If I were in your situation, terminating the pregnancy is something I'd consider discussing with my vet, and seriously consider if it's safe and possible. I'd also be considering whether I have the ability to keep any puppies born with impairments for longer - possibly much longer - than the typical eight weeks in case I can't find them all homes with the dedication and resources to work with them.
 

·
Registered
Joined
·
72 Posts
Great looking dogs, i wouldn't worry too much about papers. In my experience only a small minority give a hoot about papers. i myself is planning to possibly stud my dog out and even though its a so-called "akc registratable", i want nothing to do with papers. I could print out blue ribbons, certs and diplomas all day on my hp inkjet printer. Bottom line, true dog lovers don't need no stinkin' papers. Good luck with whatever you decide... 🥇
 

·
Registered
Joined
·
2,290 Posts
Most merle (dapple in Dachshunds, harlequin in Beauceron) in dogs dogs is a simple inheritance. Since merle is dominant, only one copy of M is needed for a dog to be merle, so an Mm dog will be merle, and an mm dog won't be. As pointed out though, there are some pretty significant problems when a dog is MM, aka "double merle" or "double dapple". And the odds of breeding an Mm dog to another Mm dog results in a statistical outcome of 1/4 MM offspring. However, dogs don't read the book. You could wind up with a litter of half a dozen puppies, all of whom are MM and who are blind and/or deaf, or worse.

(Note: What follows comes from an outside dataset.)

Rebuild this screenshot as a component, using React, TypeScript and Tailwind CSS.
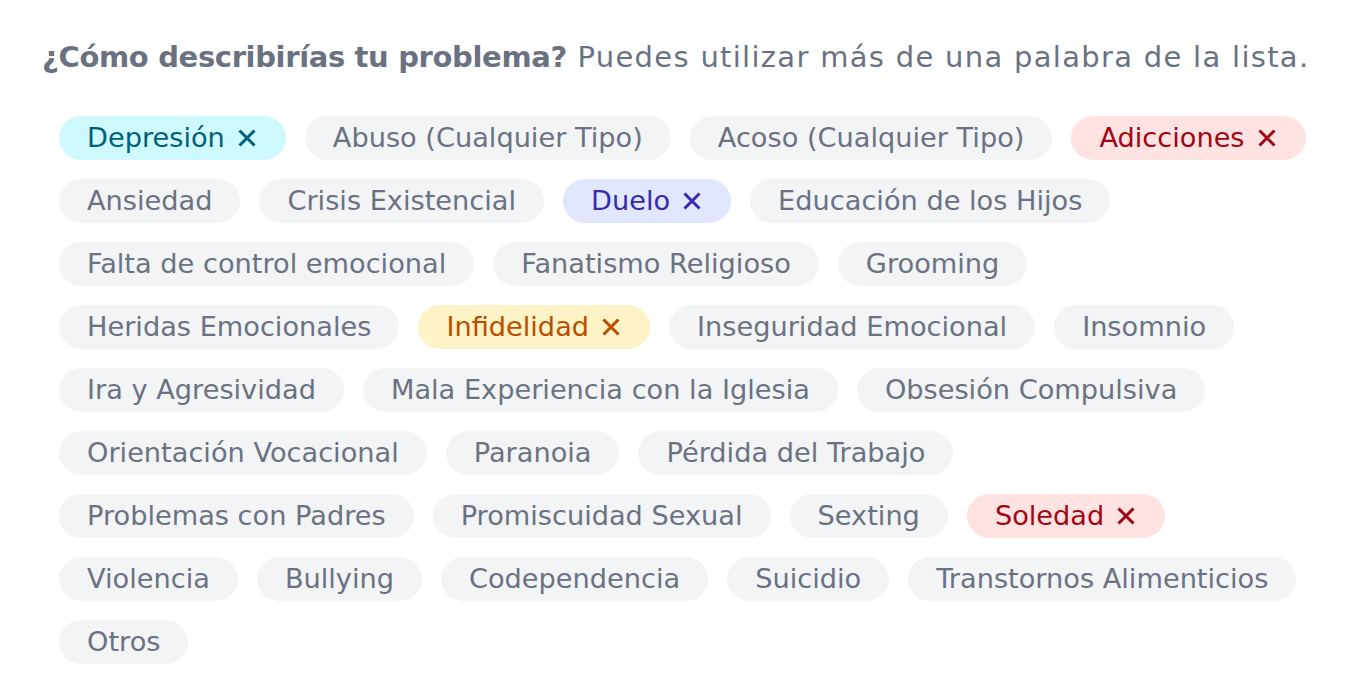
import React, { useState } from 'react';

type Tone = 'cyan' | 'red' | 'indigo' | 'amber';

const toneClasses: Record<Tone, string> = {
    cyan: 'bg-cyan-100 text-cyan-800',
    red: 'bg-red-100 text-red-800',
    indigo: 'bg-indigo-100 text-indigo-800',
    amber: 'bg-amber-100 text-amber-700',
};

const rows: string[][] = [
    ['Depresión', 'Abuso (Cualquier Tipo)', 'Acoso (Cualquier Tipo)', 'Adicciones'],
    ['Ansiedad', 'Crisis Existencial', 'Duelo', 'Educación de los Hijos'],
    ['Falta de control emocional', 'Fanatismo Religioso', 'Grooming'],
    ['Heridas Emocionales', 'Infidelidad', 'Inseguridad Emocional', 'Insomnio'],
    ['Ira y Agresividad', 'Mala Experiencia con la Iglesia', 'Obsesión Compulsiva'],
    ['Orientación Vocacional', 'Paranoia', 'Pérdida del Trabajo'],
    ['Problemas con Padres', 'Promiscuidad Sexual', 'Sexting', 'Soledad'],
    ['Violencia', 'Bullying', 'Codependencia', 'Suicidio', 'Transtornos Alimenticios'],
    ['Otros'],
];

const initialSelected: Record<string, Tone> = {
    'Depresión': 'cyan',
    'Adicciones': 'red',
    'Duelo': 'indigo',
    'Infidelidad': 'amber',
    'Soledad': 'red',
};

const tones: Tone[] = ['cyan', 'red', 'indigo', 'amber'];

const CloseIcon = () => (
    <svg className="shrink-0 w-[18px] h-[18px]" viewBox="0 0 18 18" fill="none" stroke="currentColor" strokeWidth="3" strokeLinecap="butt">
        <path d="M1.5 1.5 L16.5 16.5 M16.5 1.5 L1.5 16.5" />
    </svg>
);

const App: React.FC = () => {
    const [selected, setSelected] = useState<Record<string, Tone>>(initialSelected);

    const toggle = (name: string) => {
        setSelected(prev => {
            const next = { ...prev };
            if (next[name]) {
                delete next[name];
            } else {
                next[name] = tones[Object.keys(prev).length % tones.length];
            }
            return next;
        });
    };

    return (
        <div className="min-h-screen bg-white px-[42px] pt-[36px] font-['DejaVu_Sans',sans-serif]">
            <h2 className="text-[29px] leading-[42px] text-gray-500 whitespace-nowrap">
                <span className="font-bold tracking-[-0.35px]">¿Cómo describirías tu problema?</span>
                <span className="tracking-[1.3px]"> Puedes utilizar más de una palabra de la lista.</span>
            </h2>

            {/* Tag list */}
            <div className="mt-[38px] pl-[17px] flex flex-col gap-[19px]">
                {rows.map((row, i) => (
                    <div key={i} className="flex gap-[19px]">
                        {row.map(name => {
                            const tone = selected[name];
                            return (
                                <button
                                    key={name}
                                    onClick={() => toggle(name)}
                                    className={`shrink-0 h-[44px] rounded-full pl-[28px] flex items-center gap-[13px] text-[27.2px] whitespace-nowrap ${tone ? 'pr-[30px] ' + toneClasses[tone] : 'pr-[28px] bg-gray-100 text-gray-500'}`}
                                >
                                    <span>{name}</span>
                                    {tone && <CloseIcon />}
                                </button>
                            );
                        })}
                    </div>
                ))}
            </div>
        </div>
    );
};

export default App;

Bob, registration papers might not be the be-all and end-all of dog breeding, but a good grasp of genetics is crucial. Producing puppies with no further thought than "boy dog + girl dog = puppies to sell" is just plain old irresponsible, and a disservice to the puppies you produce and the people who wind up owning them.
 

·
Registered
Joined
·
4 Posts
Discussion Starter · #7 ·
I’m not worried about papers. I just don’t want to possibly cause harm to any of the offspring. I think it will be ok because I have done it before. But the attacks from the internet have made me second guess
 

·
Super Moderator
Joined
·
2,640 Posts
You definitely have your heart in the right place! There's a lot of risks with breeding dogs, it just happens that merle is one of the more obvious ones, because in most cases you can tell the parents have it by looking at them. Definitely have a plan in place in case you do have one or more impaired puppies, and now that you know at least you can avoid dapple x dapple matings in the future. No one who loves dogs wants to bring seriously disabled puppies into the world on purpose.